Experts believe increased exports of Australian-produced gas are causing the rising prices, which they say will hit ACT households the hardest as Canberrans turn to gas heating to beat the winter chill. Some expect domestic price levels will continue to rise to meet export price levels.
ACT Sustainable Development Minister Simon Corbell said local prices would likely rise by about $230 annually. Gas prices in the ACT are determined by the market and are not subject to a regulator.
‘‘The ACT is particularly vulnerable because of the high level of gas use in domestic households for space heating and winter heating,’’ Mr Corbell said.

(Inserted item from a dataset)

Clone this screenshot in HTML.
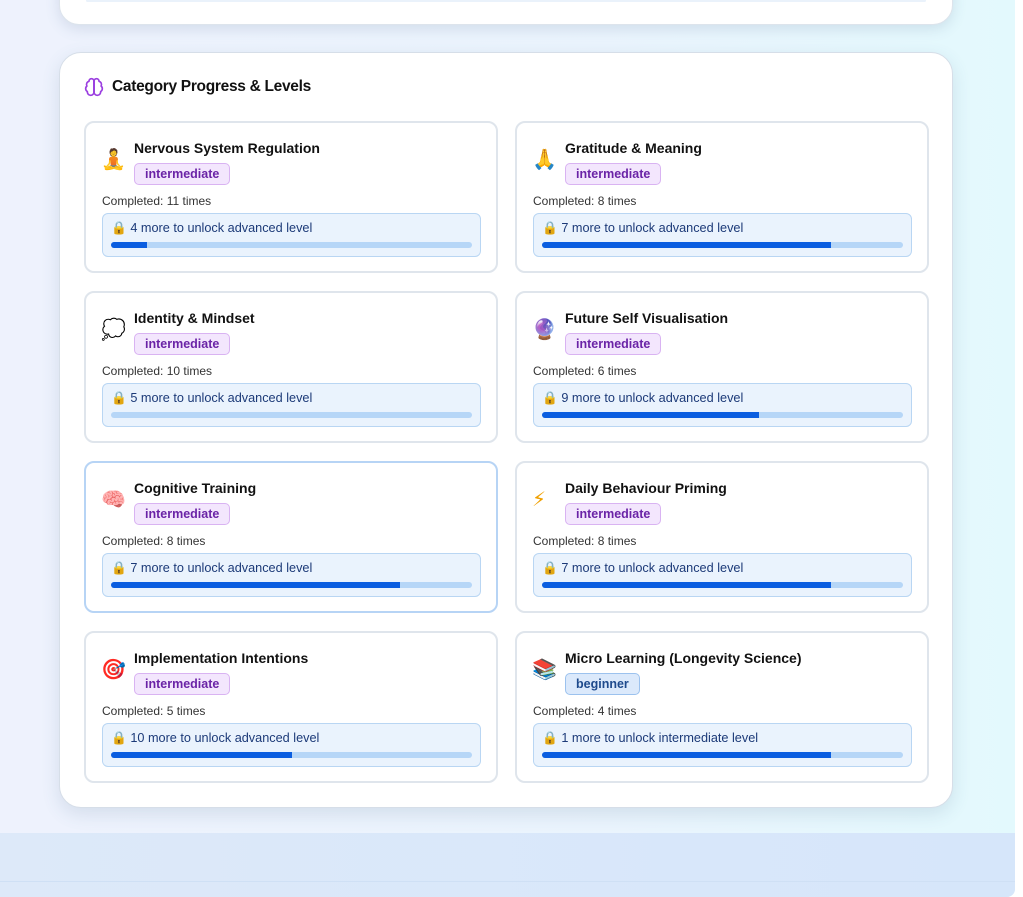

‘‘The government’s position is that we first of all need to encourage households and help households to reduce their energy use and therefore their consumption and how much they need to pay for gas.’’

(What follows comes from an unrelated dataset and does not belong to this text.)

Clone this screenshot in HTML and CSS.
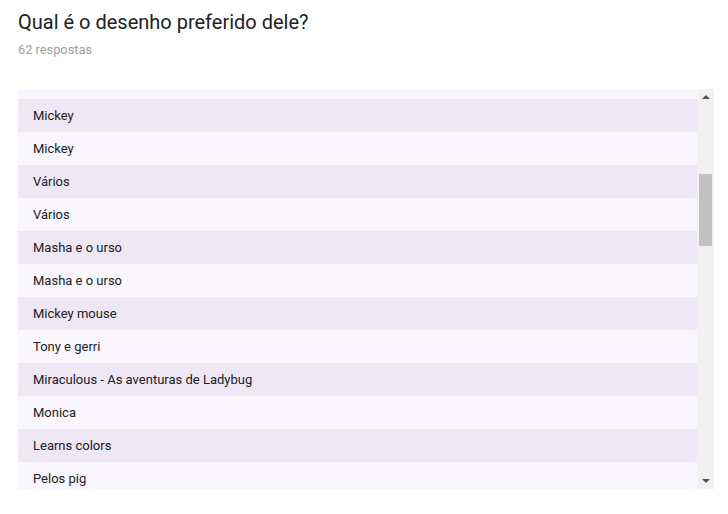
FILE: index.html
```html
<!DOCTYPE html>
<html lang="pt">
<head>
    <meta charset="UTF-8">
    <meta name="viewport" content="width=device-width, initial-scale=1.0">
    <title>Qual é o desenho preferido dele?</title>
    <link rel="stylesheet" href="styles.css">
</head>
<body>
    <div class="question">
        <h2 class="question-title">Qual é o desenho preferido dele?</h2>
        <p class="answer-count">62 respostas</p>

        <div class="answers-box">
            <div class="answers">
                <div class="answer">Mickey</div>
                <div class="answer">Mickey</div>
                <div class="answer">Vários</div>
                <div class="answer">Vários</div>
                <div class="answer">Masha e o urso</div>
                <div class="answer">Masha e o urso</div>
                <div class="answer">Mickey mouse</div>
                <div class="answer">Tony e gerri</div>
                <div class="answer">Miraculous - As aventuras de Ladybug</div>
                <div class="answer">Monica</div>
                <div class="answer">Learns colors</div>
                <div class="answer">Pelos pig</div>
            </div>
            <div class="scrollbar">
                <span class="arrow arrow-up"></span>
                <div class="track">
                    <div class="thumb"></div>
                </div>
                <span class="arrow arrow-down"></span>
            </div>
        </div>
    </div>
</body>
</html>
```

FILE: styles.css
```css
body {
    font-family: Roboto, Arial, sans-serif;
    margin: 0;
    padding: 0 14px 0 18px;
    background-color: #fff;
    color: #202124;
}
.question-title {
    font-size: 20px;
    font-weight: 400;
    line-height: 24px;
    margin: 10px 0 0;
}
.answer-count {
    font-size: 12.8px;
    color: #9e9e9e;
    margin: 8px 0 0;
    line-height: 16px;
}
.answers-box {
    display: flex;
    margin-top: 31px;
    height: 400px;
    background: #f9f7fd;
}
.answers {
    flex: 1;
    overflow: hidden;
    padding-top: 10px;
}
.answer {
    height: 33px;
    line-height: 33px;
    padding-left: 15px;
    font-size: 13px;
    color: #212121;
}
.answer:nth-child(odd) {
    background: #ede7f6;
}
.scrollbar {
    width: 17px;
    background: #f1f1f1;
    display: flex;
    flex-direction: column;
    align-items: center;
}
.arrow {
    width: 0;
    height: 0;
    border-left: 4px solid transparent;
    border-right: 4px solid transparent;
}
.arrow-up {
    border-bottom: 4px solid #505050;
    margin: 6px 0 7px;
}
.arrow-down {
    border-top: 4px solid #505050;
    margin: 7px 0 6px;
}
.track {
    flex: 1;
    width: 100%;
}
.thumb {
    margin: 68px 2px 0;
    height: 72px;
    background: #c1c1c1;
}
```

ACT Council of Social Service director Susan Helyar said cold winters left Canberrans vulnerable to high gas bills.
‘‘People need to use a lot of gas to keep their homes warm in winter,’’ she said.
‘‘Most households in Canberra are doing OK, they can afford an increase. But for those people who are on income support or minimum wage or are in jobs where they don’t get enough hours or work ... they stop spending money on food, on medicine or healthcare and on transport so they can keep up with their bills.

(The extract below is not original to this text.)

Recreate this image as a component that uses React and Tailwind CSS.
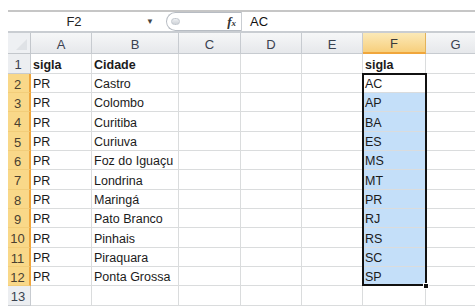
const cols = [
  { key: "A", w: "w-[61px]" },
  { key: "B", w: "w-[87px]" },
  { key: "C", w: "w-[62px]" },
  { key: "D", w: "w-[61px]" },
  { key: "E", w: "w-[61px]" },
  { key: "F", w: "w-[63px]" },
  { key: "G", w: "w-[60px]" },
];

const rows = [
  { n: 1, h: "h-[20px]", a: "sigla", b: "Cidade", f: "sigla", bold: true },
  { n: 2, h: "h-[19px]", a: "PR", b: "Castro", f: "AC" },
  { n: 3, h: "h-[19px]", a: "PR", b: "Colombo", f: "AP" },
  { n: 4, h: "h-[20px]", a: "PR", b: "Curitiba", f: "BA" },
  { n: 5, h: "h-[19px]", a: "PR", b: "Curiuva", f: "ES" },
  { n: 6, h: "h-[19px]", a: "PR", b: "Foz do Iguaçu", f: "MS" },
  { n: 7, h: "h-[20px]", a: "PR", b: "Londrina", f: "MT" },
  { n: 8, h: "h-[19px]", a: "PR", b: "Maringá", f: "PR" },
  { n: 9, h: "h-[19px]", a: "PR", b: "Pato Branco", f: "RJ" },
  { n: 10, h: "h-[20px]", a: "PR", b: "Pinhais", f: "RS" },
  { n: 11, h: "h-[19px]", a: "PR", b: "Piraquara", f: "SC" },
  { n: 12, h: "h-[19px]", a: "PR", b: "Ponta Grossa", f: "SP" },
  { n: 13, h: "h-[20px]", a: "", b: "", f: "" },
];

function FormulaBar() {
  return (
    <div className="mt-[10px] ml-[8px] flex h-[23px] items-stretch border-t-2 border-b-2 border-t-[#c6c6c6] border-b-[#c9cdd2] bg-white">
      <div className="flex w-[132px] shrink-0 items-center justify-center pt-[1px] text-[13px] text-[#222]">F2</div>
      <div className="flex w-[20px] shrink-0 items-center justify-center text-[8px] text-[#444]">▼</div>
      <div className="flex w-[81px] shrink-0 items-center">
        <div className="ml-[6px] flex h-[19px] w-[75px] items-center rounded-l-full border-l border-t border-b border-[#b7bcc3] bg-white">
          <div className="ml-[4px] h-[7px] w-[9px] rounded-full border border-[#c2c7ce] bg-gradient-to-b from-[#eef0f3] to-[#cfd3d8]" />
          <div className="ml-auto mr-[5px] font-['Liberation_Serif'] text-[13px] font-bold italic text-[#333]">
            f<span className="text-[9px]">x</span>
          </div>
        </div>
      </div>
      <div className="flex flex-1 items-center border-l border-[#c9cdd2] pl-[8px] pt-[1px] text-[13px] text-[#111]">AC</div>
    </div>
  );
}

function Sheet() {
  return (
    <div className="relative ml-[8px]">
      <div className="flex h-[21px]">
        <div className="relative w-[23px] shrink-0 border-r border-b border-[#c3c7cc] bg-[#eef0f3]">
          <div className="absolute right-[3px] bottom-[3px] h-0 w-0 border-t-[11px] border-r-[11px] border-t-transparent border-r-[#dfe2e6]" />
        </div>
        {cols.map((c) => (
          <div
            key={c.key}
            className={`${c.w} flex shrink-0 items-center justify-center border-r pt-[3px] text-[13px] ${
              c.key === "F"
                ? "border-b-2 border-b-[#f0a63c] border-r-[#e3b35a] bg-gradient-to-b from-[#fbe9b7] to-[#f7cf7c] text-[#3a3a3a]"
                : "border-b border-[#c7cbd0] bg-gradient-to-b from-[#f6f7f8] to-[#e6e8eb] text-[#3a4250]"
            }`}
          >
            {c.key}
          </div>
        ))}
      </div>
      {rows.map((r) => {
        const sel = r.n >= 2 && r.n <= 12;
        return (
          <div key={r.n} className={`flex ${r.h}`}>
            <div
              className={`flex w-[23px] shrink-0 items-center justify-center pt-[3px] pr-[2px] text-[13px] ${
                sel
                  ? "border-r-2 border-b border-r-[#f0a63c] border-b-[#f2cd7a] bg-[#f9d889] text-[#4a4030]"
                  : "border-r border-b border-[#c7cbd0] bg-[#eceef1] text-[#3a4250]"
              }`}
            >
              {r.n}
            </div>
            {cols.map((c) => {
              let text = "";
              if (c.key === "A") text = r.a;
              if (c.key === "B") text = r.b;
              if (c.key === "F") text = r.f;
              const blue = c.key === "F" && r.n >= 3 && r.n <= 12;
              return (
                <div
                  key={c.key}
                  className={`${c.w} flex shrink-0 items-center overflow-hidden whitespace-nowrap border-r border-b border-[#dadcdd] pl-[2px] pt-[3px] text-[12.5px] text-[#1b1b1b] ${
                    blue ? "bg-[#c4dff9]" : "bg-white"
                  } ${r.bold ? "font-bold" : ""}`}
                >
                  {text}
                </div>
              );
            })}
          </div>
        );
      })}
      <div className="pointer-events-none absolute left-[354px] top-[40px] h-[213px] w-[65px] border-2 border-[#111]" />
      <div className="pointer-events-none absolute left-[415px] top-[250px] h-[6px] w-[6px] border border-white bg-[#111]" />
    </div>
  );
}

export default function App() {
  return (
    <div className="h-[306px] w-[475px] overflow-hidden bg-white font-['Liberation_Sans',Arial,sans-serif]">
      <FormulaBar />
      <Sheet />
    </div>
  );
}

‘‘The other thing people do is not heat their houses. Those people get sick with respiratory illnesses through the winter because they are in circumstances which are unsuitable for their health.’’
Mr Corbell said schemes designed to help low-income earners with utility costs and the roll out of renewable energy projects would help Canberrans meet the cost.
Meanwhile, Origin Energy customers in south-western NSW will have a 19.4 per cent price increase in the next two years, adding $224 to household bills and $764 for small businesses.
ActewAGL’s increases were attributed to wholesale gas costs.
The regulator said the main reason for higher Origin prices was ‘‘the proposed increase in the retail and wholesale component of regulated prices’’.
In NSW, customers will pay $225 a year more on average from July 1.
The draft ruling will be confirmed in a final report due in June.
Tribunal chairman Peter Boxall blamed the increases on rising wholesale prices, saying the east-coast market was effectively connected to Asia through the Queensland LNG exports.